The first and best thing you can do is get a sense of clarity. What is your organization’s purpose and how do you as an HR function play in that how do you help your organization reinvent work itself with a human focus?

Letting go is good 

This means having the courage to let go of some of the processes, traditions and work practices that are ingrained in the HR psyche and instead adopt new ways of working. Not an easy ask, admits Mallon:

Focus is hard and it asks us to let go of some things we consider sacred or tried and true.

While these areas of focus will of course differ between organizations, Mallon is confident that data and analytics are likely to play a major role in most firms. For example, data and analytics are challenging traditional notions of learning and development. Companies are using new tools to decide how to nudge managers to behave in different ways or tackle bias in the organization, notes Mallon, rather than have them attend a workshop:

Maybe we don’t need two-day workshops any more. What we really need is better use of data and to nudge our managers, on a day-to-day basis, to see their role differently and make different decisions.

Another possible area of focus for HR is psychometrics. While psychometrics is not a new concept - it’s long been a tool for retailers to assess possible recruits - Mallon contends that there are opportunities for HR to expand its usage to match talent to potential needs and to predict the success of employees. But what this boils down to, yet again, is how comfortable HR is with data and how to use it.

Skills should be a key area that requires a fresh approach. HR traditionally focuses on the skills and competencies needed for their organizations and how to reskill or upskill people to meet market changes. While that’s useful, there’s a problem with focusing too much on skills, maintains Mallon:

[Skills] are fundamentally context-dependent and timebound. That’s why they are constantly expiring as technology changes, products change, the world changes. I could train you in one skill and we know that in short order, possibly in the next six months, but certainly in the next six years, that will expire.

Our worry is that if that’s all we’re focused on, it’s like a hamster wheel that you can never get off of and just gets faster and faster and faster.

Instead of skills, companies need to look at human capabilities, such as empathy, creativity, analytical reasoning, storytelling and resilience - things that artificial intelligence has been unable to duplicate yet. They have a benefit because they are timeless and they are not context-dependent, according to Mallon:

Some organizations are beginning to realize that separate from any skilling efforts they can cultivate these and they are a way to future-proof.

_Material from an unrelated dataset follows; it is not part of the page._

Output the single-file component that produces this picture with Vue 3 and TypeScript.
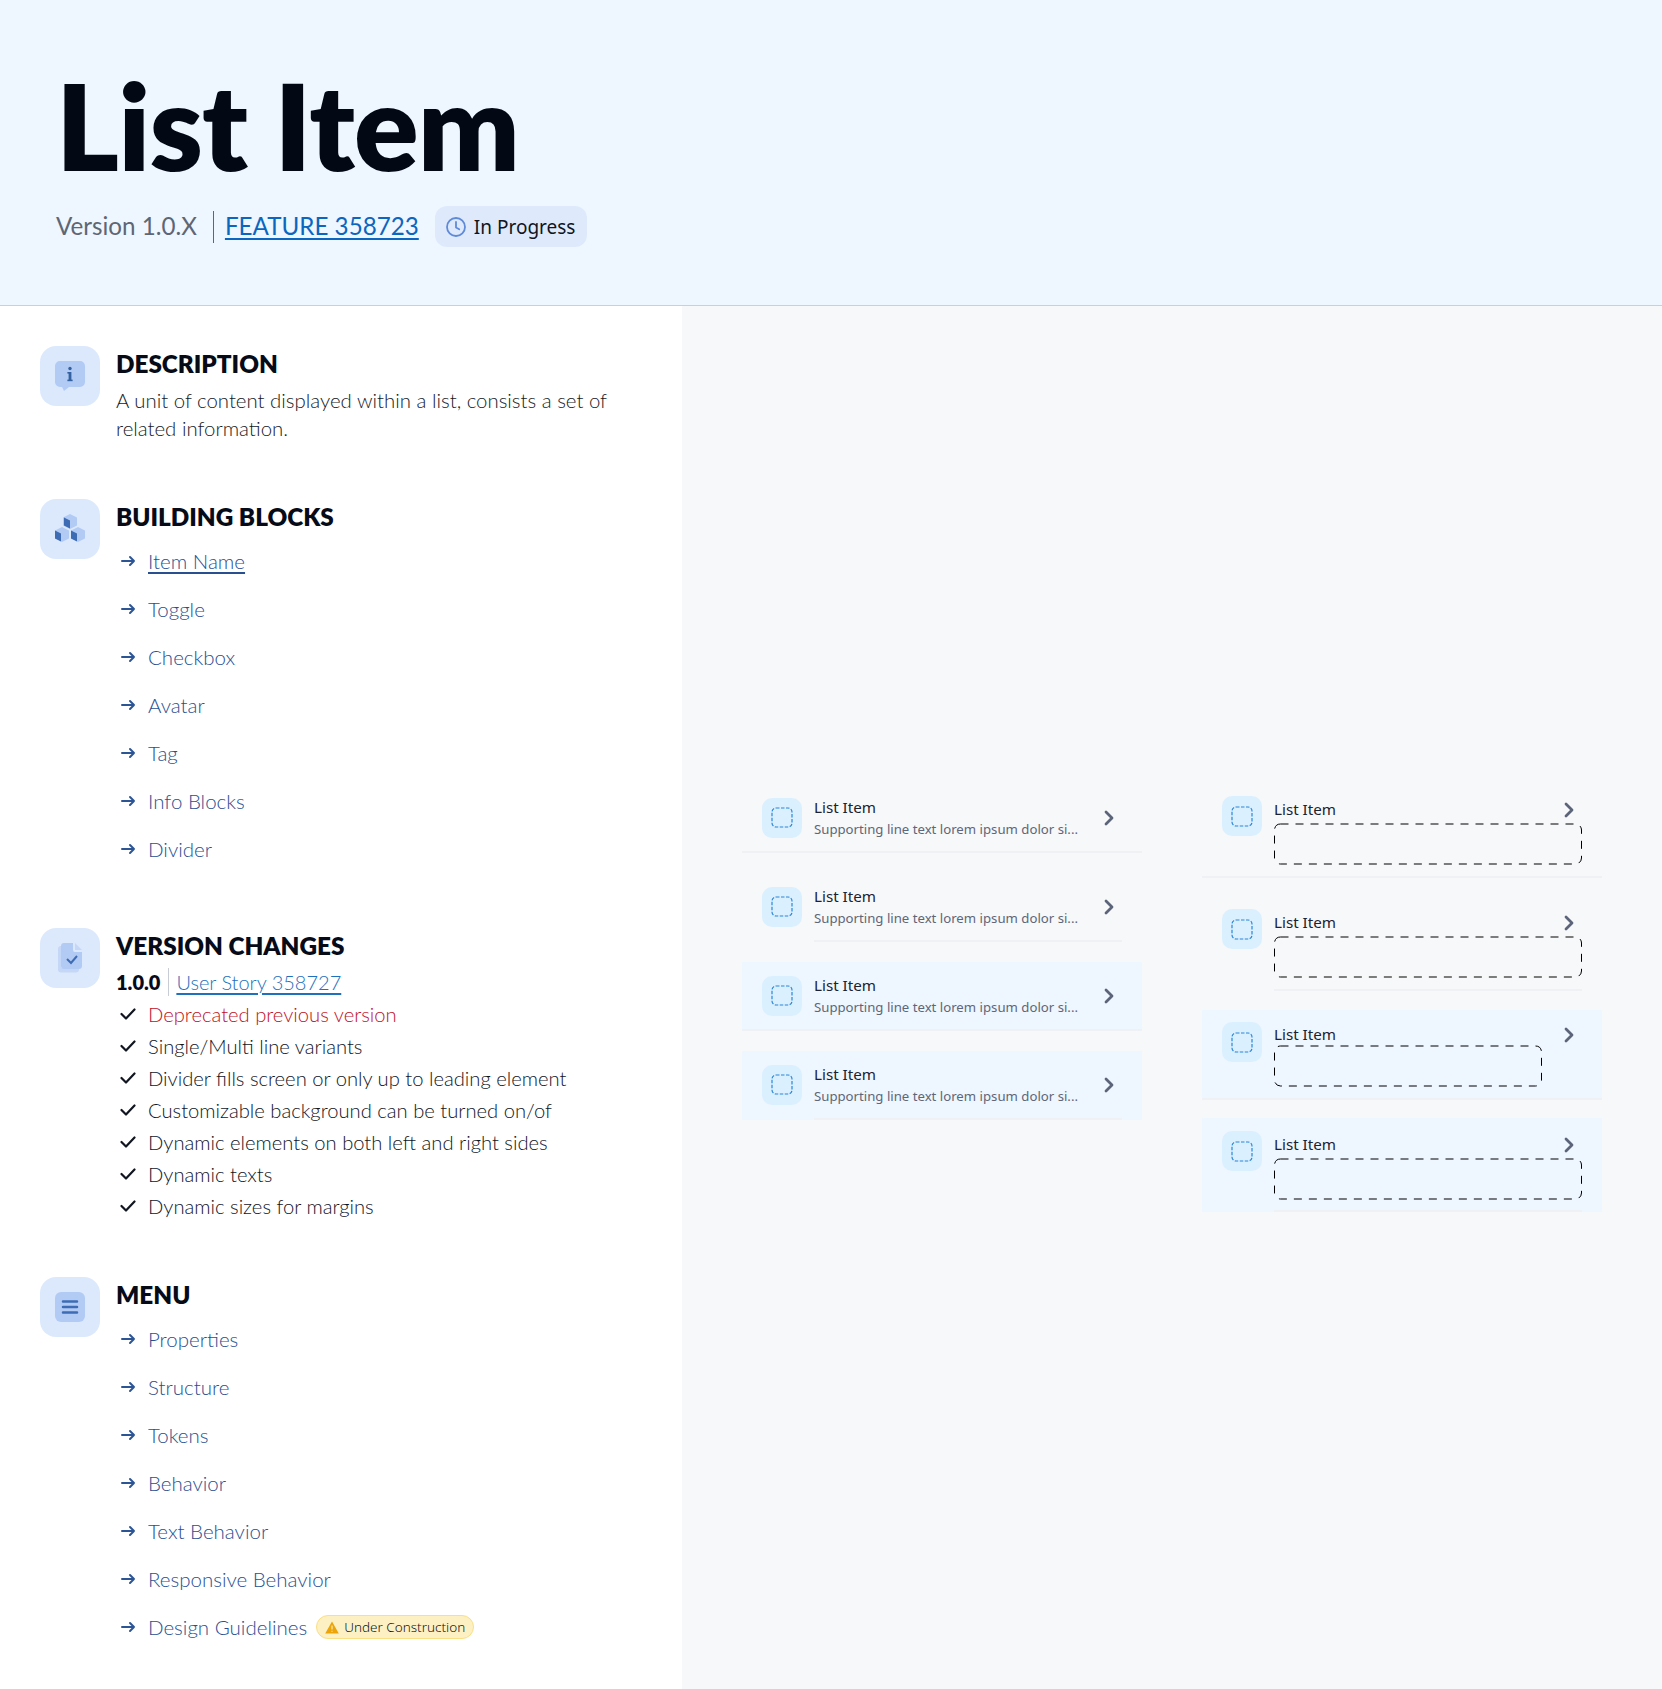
<script setup lang="ts">
const blocks: string[] = ['Item Name', 'Toggle', 'Checkbox', 'Avatar', 'Tag', 'Info Blocks', 'Divider']
const changes: { text: string; red?: boolean }[] = [
  { text: 'Deprecated previous version', red: true },
  { text: 'Single/Multi line variants' },
  { text: 'Divider fills screen or only up to leading element' },
  { text: 'Customizable background can be turned on/of' },
  { text: 'Dynamic elements on both left and right sides' },
  { text: 'Dynamic texts' },
  { text: 'Dynamic sizes for margins' }
]
const menu: string[] = ['Properties', 'Structure', 'Tokens', 'Behavior', 'Text Behavior', 'Responsive Behavior', 'Design Guidelines']
const simpleRows = [
  { cls: 'full' },
  { cls: 'inset' },
  { cls: 'full tinted' },
  { cls: 'inset tinted' }
]
const slotRows = [
  { cls: 'full slot-a', w: 308 },
  { cls: 'inset slot-a', w: 308 },
  { cls: 'full tinted slot-b', w: 268 },
  { cls: 'inset tinted slot-a last', w: 308 }
]
</script>

<template>
  <div class="page">
    <header class="hero">
      <h1 class="title">List Item</h1>
      <div class="meta">
        <span class="version">Version 1.0.X</span>
        <a class="feature">FEATURE 358723</a>
        <span class="pill">
          <svg width="22" height="22" viewBox="0 0 22 22" fill="none" stroke="#5f8ad8" stroke-width="1.8" stroke-linecap="round" stroke-linejoin="round"><circle cx="11" cy="11" r="9" /><path d="M11 6v5.5l3.2 1.8" /></svg>
          In Progress
        </span>
      </div>
    </header>

    <main class="main">
      <section class="left">
        <div class="sec s1">
          <div class="badge-icon">
            <svg width="30" height="30" viewBox="0 0 30 30"><path d="M5 0h20a5 5 0 0 1 5 5v16a5 5 0 0 1-5 5H14l-5 4-2-4H5a5 5 0 0 1-5-5V5a5 5 0 0 1 5-5z" fill="#b2cbf5" /><rect x="13.6" y="11" width="2.8" height="9" fill="#34619f" /><rect x="12.4" y="11" width="2" height="1.6" fill="#34619f" /><rect x="12.4" y="18.6" width="5.2" height="1.6" fill="#34619f" /><circle cx="15" cy="7.5" r="1.7" fill="#34619f" /></svg>
          </div>
          <div class="body">
            <h2>DESCRIPTION</h2>
            <p class="desc">A unit of content displayed within a list, consists a set of related information.</p>
          </div>
        </div>

        <div class="sec s2">
          <div class="badge-icon">
            <svg width="34" height="32" viewBox="0 0 34 32"><path d="M17 1l7 3.5v8L17 16l-7-3.5v-8z" fill="#b2cbf5" /><path d="M9 14l7 3.5v8L9 29l-7-3.500v-8z" fill="#b2cbf5" /><path d="M25 14l7 3.500v8L25 29l-7-3.500v-8z" fill="#b2cbf5" /><path d="M11 4.500l6 3v8l-6-3z" fill="#3e6cb4" /><path d="M2 17.500l6 3v8l-6-3z" fill="#3e6cb4" /><path d="M18 17.500l6 3v8l-6-3z" fill="#3e6cb4" /></svg>
          </div>
          <div class="body">
            <h2>BUILDING BLOCKS</h2>
            <ul class="links">
              <li v-for="(b, i) in blocks" :key="b">
                <svg class="arrow" width="15" height="12" viewBox="0 0 15 12" fill="none" stroke="#2c5596" stroke-width="2" stroke-linecap="round" stroke-linejoin="round"><path d="M1 6h12M9 2l4 4-4 4" /></svg>
                <span :class="{ under: i === 0 }">{{ b }}</span>
              </li>
            </ul>
          </div>
        </div>

        <div class="sec s3">
          <div class="badge-icon">
            <svg width="30" height="32" viewBox="0 0 30 32"><path d="M6 4v22h18v1.500a3 3 0 0 1-3 3H6a3 3 0 0 1-3-3V7a3 3 0 0 1 3-3z" fill="#c5d7f6" /><path d="M9 1h9v7a2 2 0 0 0 2 2h7v14a3 3 0 0 1-3 3H9a3 3 0 0 1-3-3V4a3 3 0 0 1 3-3z" fill="#b2cbf5" /><path d="M20 1l7 7h-7z" fill="#c5d7f6" /><path d="M12 17l4 4 6-7" fill="none" stroke="#3e6cb4" stroke-width="2" /></svg>
          </div>
          <div class="body">
            <h2>VERSION CHANGES</h2>
            <div class="ver-line"><strong>1.0.0</strong><a class="story">User Story 358727</a></div>
            <ul class="checks">
              <li v-for="c in changes" :key="c.text" :class="{ red: c.red }">
                <svg class="check" width="16" height="12" viewBox="0 0 16 12" fill="none" stroke="#10151f" stroke-width="2.200" stroke-linecap="round" stroke-linejoin="round"><path d="M1.500 6l4.500 4.500L14.500 1.500" /></svg>
                <span>{{ c.text }}</span>
              </li>
            </ul>
          </div>
        </div>

        <div class="sec">
          <div class="badge-icon">
            <svg width="30" height="30" viewBox="0 0 30 30"><rect width="30" height="30" rx="6" fill="#b2cbf5" /><path d="M8 9.500h14M8 15h14M8 20.500h14" stroke="#3e6cb4" stroke-width="2.500" stroke-linecap="round" /></svg>
          </div>
          <div class="body">
            <h2>MENU</h2>
            <ul class="links">
              <li v-for="m in menu" :key="m">
                <svg class="arrow" width="15" height="12" viewBox="0 0 15 12" fill="none" stroke="#2c5596" stroke-width="2" stroke-linecap="round" stroke-linejoin="round"><path d="M1 6h12M9 2l4 4-4 4" /></svg>
                <span>{{ m }}</span>
                <span v-if="m === 'Design Guidelines'" class="warn">
                  <svg width="14" height="13" viewBox="0 0 14 13"><path d="M7 .5l6.800 12H.2z" fill="#eba40a" /><path d="M7 4.500v4M7 9.700v1" stroke="#fdf1c4" stroke-width="1.100" /></svg>
                  Under Construction
                </span>
              </li>
            </ul>
          </div>
        </div>
      </section>

      <section class="right">
        <div class="stack simple">
          <div v-for="(r, i) in simpleRows" :key="i" class="row" :class="r.cls">
            <div class="lead">
              <svg width="22" height="21" viewBox="0 0 22 21" fill="none"><rect x="1" y="1" width="20" height="19" rx="4" stroke="#2a86d8" stroke-width="1.200" stroke-dasharray="3.500 1.500" /></svg>
            </div>
            <div class="txt">
              <div class="name">List Item</div>
              <div class="sub">Supporting line text lorem ipsum dolor si...</div>
            </div>
            <svg class="chev" width="11" height="16" viewBox="0 0 11 16" fill="none" stroke="#5b6478" stroke-width="2.800" stroke-linecap="round" stroke-linejoin="round"><path d="M2 2l6 6-6 6" /></svg>
          </div>
        </div>

        <div class="stack slotted">
          <div v-for="(r, i) in slotRows" :key="i" class="row s" :class="r.cls">
            <div class="lead">
              <svg width="22" height="21" viewBox="0 0 22 21" fill="none"><rect x="1" y="1" width="20" height="19" rx="4" stroke="#2a86d8" stroke-width="1.200" stroke-dasharray="3.500 1.500" /></svg>
            </div>
            <div class="txt">
              <div class="name">List Item</div>
              <svg class="dash" :width="r.w" height="40" :viewBox="`0 0 ${r.w} 40`" fill="none"><rect x=".5" y="0" :width="r.w - 1" height="40" rx="6" stroke="#000" stroke-dasharray="8 7" /></svg>
            </div>
            <svg class="chev" width="11" height="16" viewBox="0 0 11 16" fill="none" stroke="#5b6478" stroke-width="2.800" stroke-linecap="round" stroke-linejoin="round"><path d="M2 2l6 6-6 6" /></svg>
          </div>
        </div>
      </section>
    </main>
  </div>
</template>

<style scoped>
.page {
  width: 1662px;
  height: 1689px;
  display: flex;
  flex-direction: column;
  font-family: "Lato", "Noto Sans", sans-serif;
  color: #1d2230;
  overflow: hidden;
}
.hero {
  height: 306px;
  box-sizing: border-box;
  flex: none;
  background: #eef6ff;
  border-bottom: 1px solid #b9d2f5;
  padding: 55px 0 0 56px;
}
.title {
  margin: 0;
  font-size: 120px;
  line-height: 140px;
  font-weight: 800;
  letter-spacing: -0.8px;
  color: #020814;
}
.meta {
  display: flex;
  align-items: center;
  margin-top: 11px;
  height: 41px;
}
.version {
  font-size: 24.2px;
  color: #5d6675;
  padding: 0 16px 2px 0;
  border-right: 1px solid #5d6675;
  line-height: 30px;
}
.feature {
  font-size: 24.2px;
  color: #0b66c0;
  text-decoration: underline;
  text-underline-offset: 3px;
  margin-left: 11px;
  padding-bottom: 2px;
}
.pill {
  display: flex;
  align-items: center;
  gap: 7px;
  height: 41px;
  padding: 0 12px 0 10px;
  margin-left: 16px;
  border-radius: 12px;
  background: #deeafc;
  font-family: "Noto Sans", sans-serif;
  font-size: 19px;
  color: #10151f;
}
.main {
  flex: 1;
  display: flex;
  min-height: 0;
}
.left {
  width: 682px;
  flex: none;
  box-sizing: border-box;
  background: #fff;
  padding: 40px 0 0 40px;
}
.sec {
  display: flex;
  gap: 16px;
}
.s1 {
  margin-bottom: 56px;
}
.s2 {
  margin-bottom: 55px;
}
.s3 {
  margin-bottom: 55px;
}
.badge-icon {
  width: 60px;
  height: 60px;
  flex: none;
  border-radius: 16px;
  background: #dce9fd;
  display: flex;
  align-items: center;
  justify-content: center;
}
.body {
  width: 500px;
}
h2 {
  margin: 0;
  font-size: 24.3px;
  line-height: 34px;
  padding: 1px 0;
  font-weight: 800;
  color: #060b17;
}
.desc {
  margin: 4px 0 1px;
  font-size: 20.4px;
  line-height: 28px;
  font-weight: 300;
  color: #151a26;
}
.links {
  list-style: none;
  margin: 2px 0 0;
  padding: 0;
}
.links li {
  display: flex;
  align-items: center;
  height: 48px;
  font-size: 20.5px;
  font-weight: 300;
  color: #2a4f90;
}
.arrow {
  margin: 0 12px 0 5px;
  flex: none;
}
.under {
  text-decoration: underline;
  text-underline-offset: 3px;
}
.ver-line {
  display: flex;
  align-items: center;
  box-sizing: border-box;
  height: 34px;
  padding-top: 2px;
  font-size: 20px;
}
.ver-line strong {
  font-weight: 800;
  color: #060b17;
  padding-right: 8px;
  border-right: 1px solid #c8ccd4;
  line-height: 28px;
}
.story {
  margin-left: 7px;
  color: #1f70bd;
  font-weight: 300;
  text-decoration: underline;
  text-underline-offset: 3px;
}
.checks {
  list-style: none;
  margin: 0;
  padding: 0;
}
.checks li {
  display: flex;
  align-items: center;
  height: 32px;
  font-size: 20.2px;
  font-weight: 300;
  color: #10151f;
}
.checks li.red {
  color: #c0101f;
}
.check {
  margin: 0 12px 0 4px;
  flex: none;
}
.warn {
  display: inline-flex;
  align-items: center;
  gap: 5px;
  height: 24px;
  box-sizing: border-box;
  margin-left: 9px;
  padding: 0 8px;
  border: 1px solid #fbdf85;
  border-radius: 12px;
  background: #fdf1c4;
  color: #10151f;
  font-family: "Noto Sans", sans-serif;
  font-size: 13.5px;
}
.right {
  flex: 1;
  background: #f7f8fa;
  display: flex;
  align-items: center;
  padding-left: 60px;
  gap: 60px;
}
.stack {
  width: 400px;
  display: flex;
  flex-direction: column;
  font-family: "Noto Sans", sans-serif;
}
.simple {
  gap: 20px;
  margin-bottom: 92px;
}
.slotted {
  gap: 18px;
}
.row {
  position: relative;
  display: flex;
  align-items: flex-start;
  box-sizing: border-box;
  height: 69px;
  padding: 14px 0 0 20px;
}
.row.tinted {
  background: #eef6ff;
}
.row.full::after,
.row.inset::after {
  content: "";
  position: absolute;
  height: 2px;
  bottom: 0;
  background: #f0f1f4;
}
.row.full::after {
  left: 0;
  right: 0;
}
.row.inset::after {
  left: 72px;
  right: 20px;
}
.lead {
  width: 40px;
  height: 40px;
  flex: none;
  border-radius: 10px;
  background: #dbf0ff;
  display: flex;
  align-items: center;
  justify-content: center;
}
.txt {
  margin: -2px 0 0 12px;
  width: 290px;
  flex: none;
}
.name {
  font-size: 15.2px;
  line-height: 22px;
  margin-bottom: 1px;
  color: #1d2230;
}
.sub {
  font-size: 13.2px;
  line-height: 20px;
  color: #5e6678;
}
.chev {
  position: absolute;
  right: 27px;
  top: 26px;
}
.row.s {
  height: 95px;
  padding-top: 13px;
}
.row.s .txt {
  width: 308px;
  margin-top: 0;
  padding-top: 2px;
}
.row.s .name {
  margin-bottom: 4px;
}
.dash {
  display: block;
  overflow: visible;
}
.row.s .chev {
  top: 19px;
}
.row.slot-b {
  height: 90px;
  padding-top: 12px;
  margin-top: 1px;
}
.row.slot-b .txt {
  padding-top: 1px;
}
.row.slot-b .name {
  margin-bottom: 1px;
}
.row.slot-b .chev {
  top: 17px;
}
.row.last {
  height: 94px;
}
</style>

One global retailer, notes Mallon, uses virtual reality to put its employees in difficult or anxiety-provoking situations as if they were customers. The purpose is not to teach customer service skills, its one and only aim is to help them develop a sense of empathy. Whether it’s empathy, resilience, growth mindset, Mallon asserts that:

There are muscles there that can be strengthened over time by giving people chances to practice them and to grow them that are independent of particular scenarios or skills.

Peering at the tea leaves further to the next 10 years, Mallon points to two possible trends that will become more prevalent.

One is how AI, machine learning, data and analytics will augment humans, not by doing things for us, but by helping to build faster or see things faster. Sat nav is an example of how this has already become embedded in our daily routines, but there will be many more areas of our lives where this will happen, he suggests.

The other shift is that the HR function itself may change greatly.  Organizations are always going to need people expertise: experts at changing human behavior, identifying skills needed and then sourcing and supplying them, plus the rules and regulations of compensation and labor. But, Mallon contends:

Ten years from now, is that going to sit in a traditional HR function or is that increasingly becoming so much about how much the organization operates that the lines are blurred between what’s human resources and what’s operations?

So a team leader would figure out what types of people they need for their team, whether they will come from internal or external sources and how to make them successful or reward them. All these things HR has traditionally done as a parallel or on the side just become so intertwined that individual team leaders may not consciously recognize that specialists are helping with all of this because it’s so interwoven.

So, HR is still there, but the lines between where it starts and stops will be blurred. And it goes further than the idea of the last decade of HR getting closer to the business, says Mallon:

It’s not so much HR coming to the business, as the business absorbing it.

My take

Sometimes it's important to stand back and take stock. Now would be a good time to do that. It’s not a case of investing heavily in new technology, but of looking at the way things have been done and questioning whether that is actually the best way to do it. If 2020 is to be a turbulent year, then, as the cliche advises, let's not waste a good crisis.